Building Teams that Trust
I would have suggested there were woodchips in the windmills of your mind if you had told me I would enjoy a week that included three solid days of meetings that were all about planning. And yet, that’s exactly what happened this past week. I enjoyed it. I spent three days with an incredible team that is working to build stronger, healthier and more creative communities.
The meetings were anything but boring. We covered a lot of ground, made significant decisions and delegated responsibilities.
Along the way we clearly refined the map that would move us closer to what initially seemed to be an almost unattainable vision. It occurred to me afterward that much of our progress and the speed that allowed for our quick decision-making and innovation was the result of the trusted relationships we’ve built with one another.
Just as Stephen M.R. Covey writes in his new book, The Speed of Trust, we have managed to build, quite by accident, that magical ingredient that guarantees the shortest route to success - trust.

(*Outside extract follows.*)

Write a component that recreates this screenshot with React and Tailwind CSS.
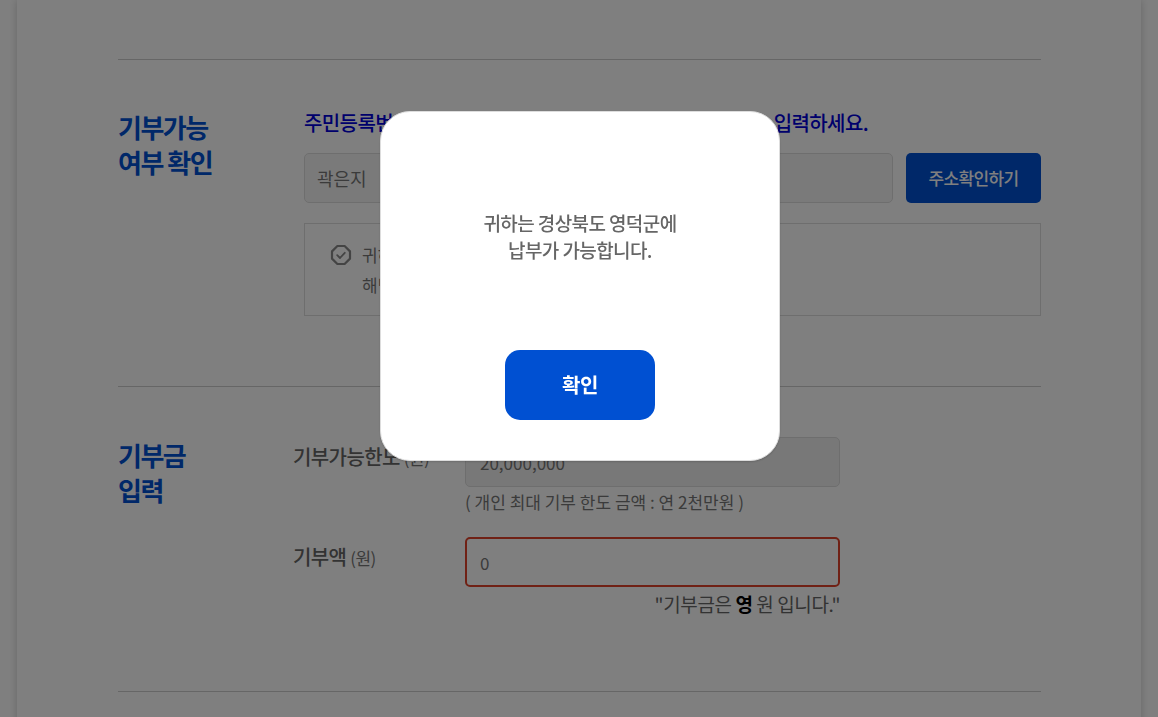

Yet, if trust is the one thing that changes everything, what exactly is it and how do you get it? Covey talks about the specific behaviours that lead to trust.
The first is what he talks about as the importance of talking straight. Although our team has always referred to it as authenticity, ultimately it’s about the same thing. It’s about being honest and telling the truth without spinning or distorting the facts.
My colleagues and I are comfortable enough with one another that we are able to do that even when it means disagreeing or challenging one another.
This past week, one of them called me on my preference for using a specific facilitative technique. She asked me point blank, “Is it the best technique for the group or are you using it because you like it?” It was a good question that really did get me thinking.
Covey also talks about respect and showing you care about others. During our three days of planning, it wasn’t unusual to find us diverging from the agenda to talk about family, healthy eating, and strategies for ensuring work life balance.
While all of the team members are kind and caring, one in particular is one of the kindest I’ve ever known. The strength of her kindness and interest in others is such a compelling force it draws others to her and allows her to build relationships that are essential to our initiative.
Because our initiative is so complicated, it seems that being as open and as genuine as possible is essential. Although we likely err on the side of providing too much information, the underlying message is that we don’t have hidden agendas and what you see really is what you get. By the same token, when we make a mistake, which will be the case when new turf is being explored, we will be the first to admit it.
There’s another behaviour going on that, while somewhat rare these days, is essential for building trust and loyalty.
It’s about giving credit. Both the organizational CEO and the project manager I’m working with are constantly and consistently giving credit to contributions of others. Don’t know about you, but when I’m given credit for what I do, it increases my loyalty as well as my enthusiasm and commitment. Because we can count on one another not to over-promise and under-deliver, the project itself is more successful in delivering results.
I don’t want to suggest that it’s all rosy. The reality is that because we’re all working to continuously improve, the constant learning that is required is sometimes quite painful. It means we have to tackle issues head-on even when we’re tired of stretching to grow. We’re also constantly redefining and renegotiating expectations.
Ultimately we can’t avoid responsibility or blame others when things go wrong. We’re working really hard to listen and understand with our ears, eyes and heart to learn what matters most to others and then making sure we do what we say we’re going to do.
For our team, it is all about trusting one another as well as trusting that our communities and their leaders know their communities best.
We definitely have a propensity to trust. Yet, while there may be some risk in trusting, my guess is that there’s far greater risk these days if you don’t.